What is expected: Reproduce the listing below without changes, except that pictures are left out.
[START Recorded data]
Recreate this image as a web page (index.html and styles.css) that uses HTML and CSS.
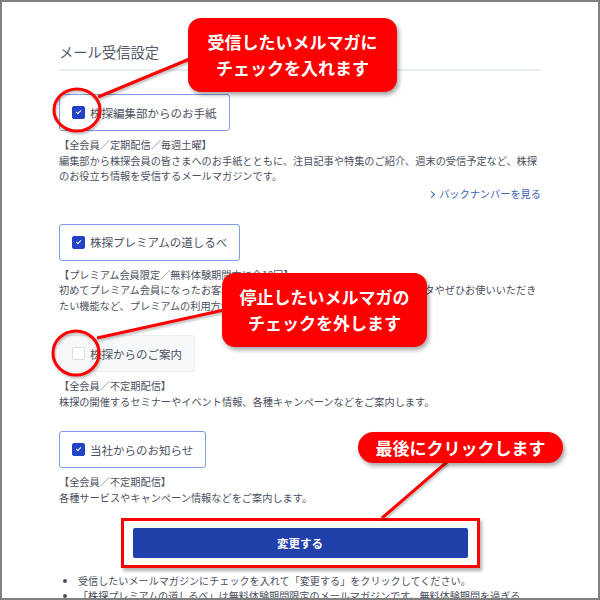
FILE: index.html
```html
<!DOCTYPE html>
<html lang="ja">
<head>
    <meta charset="UTF-8">
    <meta name="viewport" content="width=device-width, initial-scale=1.0">
    <title>メール受信設定</title>
    <link rel="stylesheet" href="styles.css">
</head>
<body>
    <div class="frame">
        <div class="settings">
            <div class="heading">メール受信設定</div>

            <div class="item">
                <label class="choice checked"><span class="box"></span>株探編集部からのお手紙</label>
                <p class="desc">【全会員／定期配信／毎週土曜】<br>編集部から株探会員の皆さまへのお手紙とともに、注目記事や特集のご紹介、週末の受信予定など、株探<br>のお役立ち情報を受信するメールマガジンです。</p>
                <div class="more"><a href="#"><span class="chevron"></span>バックナンバーを見る</a></div>
            </div>

            <div class="item">
                <label class="choice checked"><span class="box"></span>株探プレミアムの道しるべ</label>
                <p class="desc">【プレミアム会員限定／無料体験期間中に全10回】<br>初めてプレミアム会員になったお客様に株探プレミアムの便利な機能や注目データやぜひお使いいただき<br>たい機能など、プレミアムの利用方法をご紹介するメールマガジンです。</p>
            </div>

            <div class="item">
                <label class="choice"><span class="box"></span>株探からのご案内</label>
                <p class="desc">【全会員／不定期配信】<br>株探の開催するセミナーやイベント情報、各種キャンペーンなどをご案内します。</p>
            </div>

            <div class="item">
                <label class="choice checked"><span class="box"></span>当社からのお知らせ</label>
                <p class="desc">【全会員／不定期配信】<br>各種サービスやキャンペーン情報などをご案内します。</p>
            </div>

            <div class="submit-row">
                <div class="submit-mark">
                    <button class="submit">変更する</button>
                </div>
            </div>

            <ul class="notes">
                <li>受信したいメールマガジンにチェックを入れて「変更する」をクリックしてください。</li>
                <li>「株探プレミアムの道しるべ」は無料体験期間限定のメールマガジンです。無料体験期間を過ぎる</li>
            </ul>
        </div>

        <!-- annotations -->
        <svg class="marks" width="600" height="600" viewBox="0 0 600 600">
            <g fill="none" stroke="#ff0000" stroke-width="3">
                <line x1="98" y1="97" x2="192" y2="58"/>
                <line x1="97" y1="338" x2="224" y2="310"/>
                <line x1="447" y1="462" x2="382" y2="518"/>
                <ellipse cx="77" cy="110" rx="23" ry="21"/>
                <ellipse cx="76" cy="353" rx="23" ry="22"/>
            </g>
        </svg>
        <div class="callout callout-check">受信したいメルマガに<br>チェックを入れます</div>
        <div class="callout callout-uncheck">停止したいメルマガの<br>チェックを外します</div>
        <div class="callout callout-click">最後にクリックします</div>
    </div>
</body>
</html>
```

FILE: styles.css
```css
body {
    margin: 0;
    font-family: "Noto Sans CJK JP", "Noto Sans", sans-serif;
    background: #fff;
}

.frame {
    position: relative;
    width: 600px;
    height: 600px;
    box-sizing: border-box;
    border: 2px solid #808080;
    overflow: hidden;
    background: #fff;
}

.settings {
    padding: 39px 57px 0 57px;
    color: #4b5060;
}

.heading {
    font-size: 14.3px;
    line-height: 22px;
    color: #555a66;
    padding-bottom: 6px;
    border-bottom: 2px solid #e6ebf2;
    margin-bottom: 23px;
}

.item {
    margin-bottom: 22px;
}

.choice {
    display: inline-flex;
    align-items: center;
    gap: 5px;
    height: 35px;
    padding: 0 12px;
    border: 1px solid #7f9ce6;
    border-radius: 3px;
    font-size: 11.5px;
    color: #4b5060;
}

.box {
    width: 11px;
    height: 11px;
    border: 1px solid #d8dce3;
    border-radius: 2px;
    background: #fff;
    position: relative;
}

.choice.checked .box {
    background: #2343c4;
    border-color: #2343c4;
}

.choice.checked .box::after {
    content: "";
    position: absolute;
    left: 3px;
    top: 3px;
    width: 4px;
    height: 2px;
    border-left: 1.5px solid #fff;
    border-bottom: 1.5px solid #fff;
    transform: rotate(-45deg);
}

.choice:not(.checked) {
    background: #f7f8fa;
    border-color: #eceef2;
}

.desc {
    margin: 6px 0 0;
    font-size: 10.2px;
    line-height: 15.5px;
    color: #4b5060;
    white-space: nowrap;
}

.more {
    text-align: right;
    font-size: 10.2px;
    line-height: 16px;
    margin-top: 2px;
    margin-bottom: 1px;
}

.more a {
    color: #3a64b8;
    text-decoration: none;
}

.chevron {
    display: inline-block;
    width: 4px;
    height: 4px;
    border-top: 1.5px solid #3a64b8;
    border-right: 1.5px solid #3a64b8;
    transform: rotate(45deg);
    margin-right: 5px;
    vertical-align: 1px;
}

.submit-row {
    display: flex;
    justify-content: center;
    margin-top: -9px;
}

.submit-mark {
    padding: 7px 9px;
    border: 3px solid #ff0000;
    box-shadow: 2px 3px 3px rgba(0, 0, 0, 0.3);
}

.submit {
    display: block;
    width: 335px;
    height: 30px;
    border: none;
    border-radius: 2px;
    background: #2141aa;
    color: #fff;
    font-family: inherit;
    font-size: 11.5px;
    font-weight: bold;
}

.notes {
    margin: 5px 0 0;
    padding-left: 19px;
    font-size: 10.1px;
    line-height: 15px;
    color: #4b5060;
    white-space: nowrap;
}

.marks {
    position: absolute;
    left: -2px;
    top: -2px;
    filter: drop-shadow(1px 2px 1px rgba(0, 0, 0, 0.25));
}

.callout {
    position: absolute;
    background: #ff0000;
    color: #fff;
    font-weight: bold;
    font-size: 17px;
    line-height: 26px;
    text-align: center;
    border-radius: 13px;
    box-shadow: 2px 3px 4px rgba(0, 0, 0, 0.35);
}

.callout-check {
    left: 186px;
    top: 16px;
    width: 209px;
    height: 74px;
    padding-top: 11px;
    box-sizing: border-box;
}

.callout-uncheck {
    left: 220px;
    top: 271px;
    width: 205px;
    height: 74px;
    padding-top: 11px;
    box-sizing: border-box;
}

.callout-click {
    left: 356px;
    top: 430px;
    width: 205px;
    height: 31px;
    line-height: 31px;
    border-radius: 16px;
}
```
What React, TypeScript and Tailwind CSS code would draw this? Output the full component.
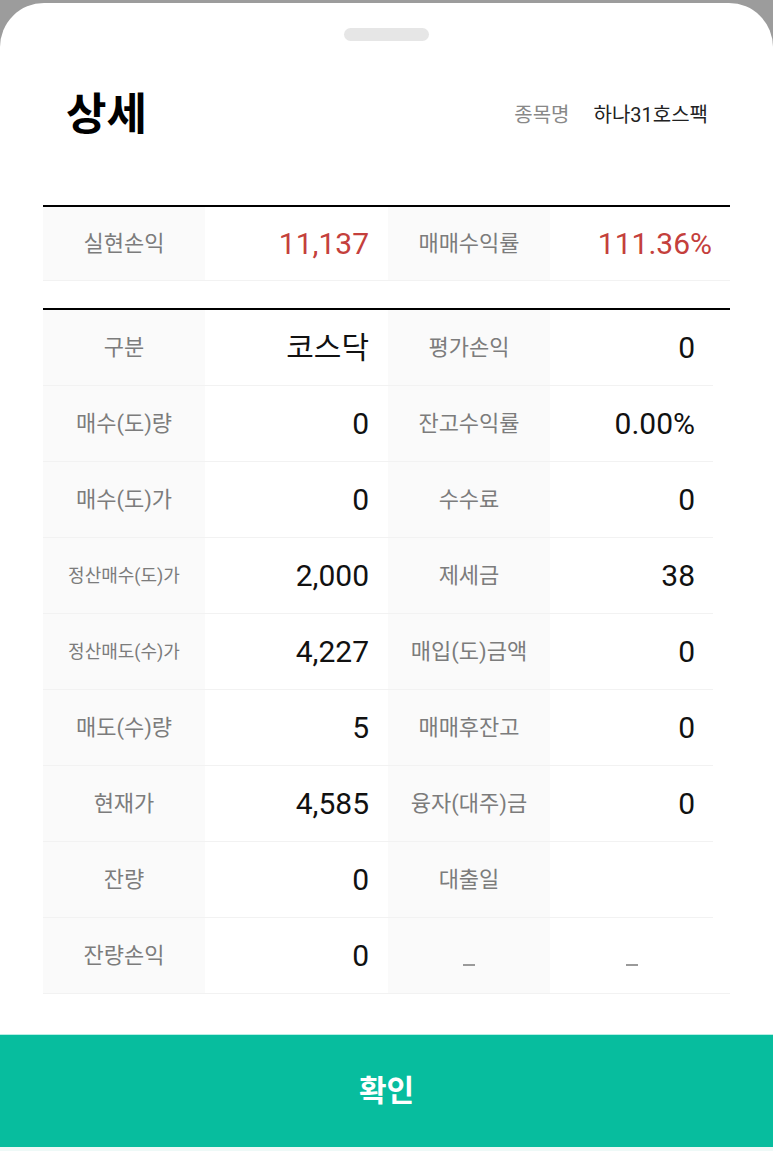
[END Recorded data]
Exercise result:
Recreate this image as a web page (index.html and styles.css) that uses HTML and CSS.
FILE: index.html
```html
<!DOCTYPE html>
<html lang="ja">
<head>
    <meta charset="UTF-8">
    <meta name="viewport" content="width=device-width, initial-scale=1.0">
    <title>メール受信設定</title>
    <link rel="stylesheet" href="styles.css">
</head>
<body>
    <div class="frame">
        <div class="settings">
            <div class="heading">メール受信設定</div>

            <div class="item">
                <label class="choice checked"><span class="box"></span>株探編集部からのお手紙</label>
                <p class="desc">【全会員／定期配信／毎週土曜】<br>編集部から株探会員の皆さまへのお手紙とともに、注目記事や特集のご紹介、週末の受信予定など、株探<br>のお役立ち情報を受信するメールマガジンです。</p>
                <div class="more"><a href="#"><span class="chevron"></span>バックナンバーを見る</a></div>
            </div>

            <div class="item">
                <label class="choice checked"><span class="box"></span>株探プレミアムの道しるべ</label>
                <p class="desc">【プレミアム会員限定／無料体験期間中に全10回】<br>初めてプレミアム会員になったお客様に株探プレミアムの便利な機能や注目データやぜひお使いいただき<br>たい機能など、プレミアムの利用方法をご紹介するメールマガジンです。</p>
            </div>

            <div class="item">
                <label class="choice"><span class="box"></span>株探からのご案内</label>
                <p class="desc">【全会員／不定期配信】<br>株探の開催するセミナーやイベント情報、各種キャンペーンなどをご案内します。</p>
            </div>

            <div class="item">
                <label class="choice checked"><span class="box"></span>当社からのお知らせ</label>
                <p class="desc">【全会員／不定期配信】<br>各種サービスやキャンペーン情報などをご案内します。</p>
            </div>

            <div class="submit-row">
                <div class="submit-mark">
                    <button class="submit">変更する</button>
                </div>
            </div>

            <ul class="notes">
                <li>受信したいメールマガジンにチェックを入れて「変更する」をクリックしてください。</li>
                <li>「株探プレミアムの道しるべ」は無料体験期間限定のメールマガジンです。無料体験期間を過ぎる</li>
            </ul>
        </div>

        <!-- annotations -->
        <svg class="marks" width="600" height="600" viewBox="0 0 600 600">
            <g fill="none" stroke="#ff0000" stroke-width="3">
                <line x1="98" y1="97" x2="192" y2="58"/>
                <line x1="97" y1="338" x2="224" y2="310"/>
                <line x1="447" y1="462" x2="382" y2="518"/>
                <ellipse cx="77" cy="110" rx="23" ry="21"/>
                <ellipse cx="76" cy="353" rx="23" ry="22"/>
            </g>
        </svg>
        <div class="callout callout-check">受信したいメルマガに<br>チェックを入れます</div>
        <div class="callout callout-uncheck">停止したいメルマガの<br>チェックを外します</div>
        <div class="callout callout-click">最後にクリックします</div>
    </div>
</body>
</html>
```

FILE: styles.css
```css
body {
    margin: 0;
    font-family: "Noto Sans CJK JP", "Noto Sans", sans-serif;
    background: #fff;
}

.frame {
    position: relative;
    width: 600px;
    height: 600px;
    box-sizing: border-box;
    border: 2px solid #808080;
    overflow: hidden;
    background: #fff;
}

.settings {
    padding: 39px 57px 0 57px;
    color: #4b5060;
}

.heading {
    font-size: 14.3px;
    line-height: 22px;
    color: #555a66;
    padding-bottom: 6px;
    border-bottom: 2px solid #e6ebf2;
    margin-bottom: 23px;
}

.item {
    margin-bottom: 22px;
}

.choice {
    display: inline-flex;
    align-items: center;
    gap: 5px;
    height: 35px;
    padding: 0 12px;
    border: 1px solid #7f9ce6;
    border-radius: 3px;
    font-size: 11.5px;
    color: #4b5060;
}

.box {
    width: 11px;
    height: 11px;
    border: 1px solid #d8dce3;
    border-radius: 2px;
    background: #fff;
    position: relative;
}

.choice.checked .box {
    background: #2343c4;
    border-color: #2343c4;
}

.choice.checked .box::after {
    content: "";
    position: absolute;
    left: 3px;
    top: 3px;
    width: 4px;
    height: 2px;
    border-left: 1.5px solid #fff;
    border-bottom: 1.5px solid #fff;
    transform: rotate(-45deg);
}

.choice:not(.checked) {
    background: #f7f8fa;
    border-color: #eceef2;
}

.desc {
    margin: 6px 0 0;
    font-size: 10.2px;
    line-height: 15.5px;
    color: #4b5060;
    white-space: nowrap;
}

.more {
    text-align: right;
    font-size: 10.2px;
    line-height: 16px;
    margin-top: 2px;
    margin-bottom: 1px;
}

.more a {
    color: #3a64b8;
    text-decoration: none;
}

.chevron {
    display: inline-block;
    width: 4px;
    height: 4px;
    border-top: 1.5px solid #3a64b8;
    border-right: 1.5px solid #3a64b8;
    transform: rotate(45deg);
    margin-right: 5px;
    vertical-align: 1px;
}

.submit-row {
    display: flex;
    justify-content: center;
    margin-top: -9px;
}

.submit-mark {
    padding: 7px 9px;
    border: 3px solid #ff0000;
    box-shadow: 2px 3px 3px rgba(0, 0, 0, 0.3);
}

.submit {
    display: block;
    width: 335px;
    height: 30px;
    border: none;
    border-radius: 2px;
    background: #2141aa;
    color: #fff;
    font-family: inherit;
    font-size: 11.5px;
    font-weight: bold;
}

.notes {
    margin: 5px 0 0;
    padding-left: 19px;
    font-size: 10.1px;
    line-height: 15px;
    color: #4b5060;
    white-space: nowrap;
}

.marks {
    position: absolute;
    left: -2px;
    top: -2px;
    filter: drop-shadow(1px 2px 1px rgba(0, 0, 0, 0.25));
}

.callout {
    position: absolute;
    background: #ff0000;
    color: #fff;
    font-weight: bold;
    font-size: 17px;
    line-height: 26px;
    text-align: center;
    border-radius: 13px;
    box-shadow: 2px 3px 4px rgba(0, 0, 0, 0.35);
}

.callout-check {
    left: 186px;
    top: 16px;
    width: 209px;
    height: 74px;
    padding-top: 11px;
    box-sizing: border-box;
}

.callout-uncheck {
    left: 220px;
    top: 271px;
    width: 205px;
    height: 74px;
    padding-top: 11px;
    box-sizing: border-box;
}

.callout-click {
    left: 356px;
    top: 430px;
    width: 205px;
    height: 31px;
    line-height: 31px;
    border-radius: 16px;
}
```
What React, TypeScript and Tailwind CSS code would draw this? Output the full component.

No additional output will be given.